Of the conditions under which the Emperor lays her eggs, the darkness and
cold and blighting winds, of the excessive mothering instinct implanted
in the heart of every bird, male and female, of the mortality and gallant
struggles against almost inconceivable odds, and the final survival of
some 26 per cent of the eggs, I hope to tell in the account of our Winter
Journey, the object of which was to throw light upon the development of
the embryo of this remarkable bird, and through it upon the history of
their ancestors. As Wilson wrote:
"The possibility that we have in the Emperor penguin the nearest approach
to a primitive form not only of a penguin but of a bird makes the future
working out of its embryology a matter of the greatest possible
importance.
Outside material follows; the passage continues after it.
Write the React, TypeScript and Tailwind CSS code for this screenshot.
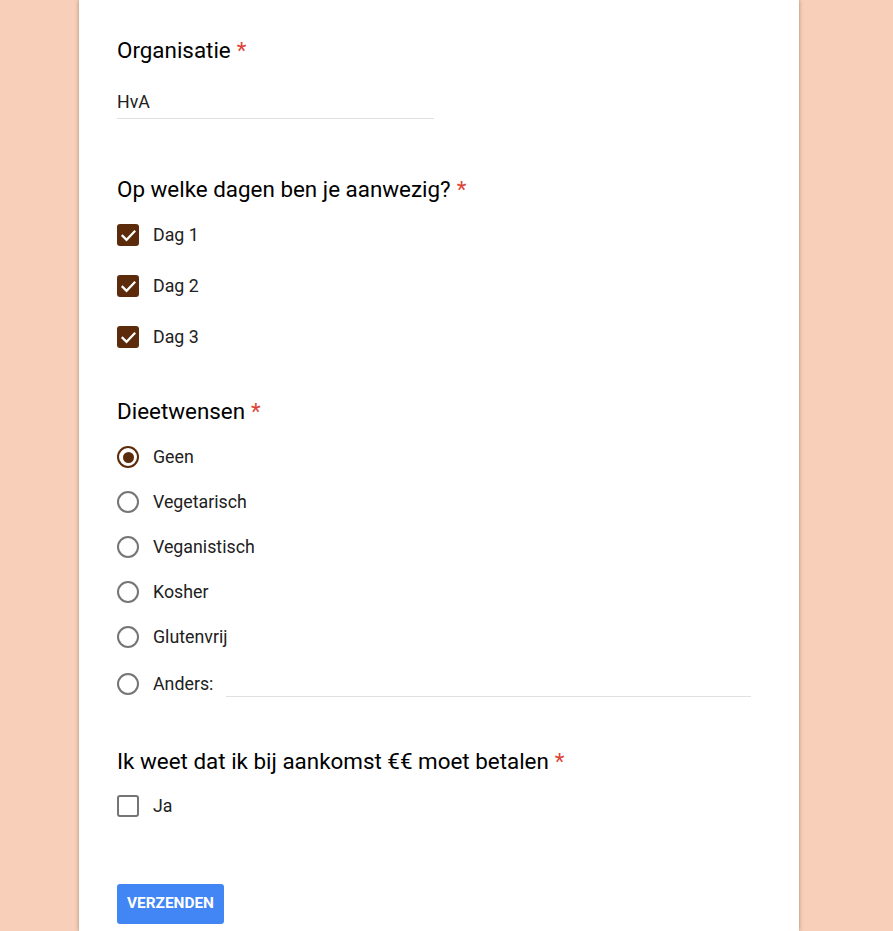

It was a great disappointment to us that although we
discovered their breeding-ground, and although we were able to bring home
a number of deserted eggs and chicks, we were not able to procure a
series of early embryos by which alone the points of particular interest
can be worked out. To have done this in a proper manner from the spot at
which the Discovery wintered in McMurdo Sound would have involved us in
endless difficulties, for it would have entailed the risks of sledge
travelling in mid-winter with an almost total absence of light. It would
at any time require that a party of three at least, with full camp
equipment, should traverse about a hundred miles of the Barrier surface
in the dark and should, by moonlight, cross over with rope and axe the
immense pressure ridges which form a chaos of crevasses at Cape Crozier.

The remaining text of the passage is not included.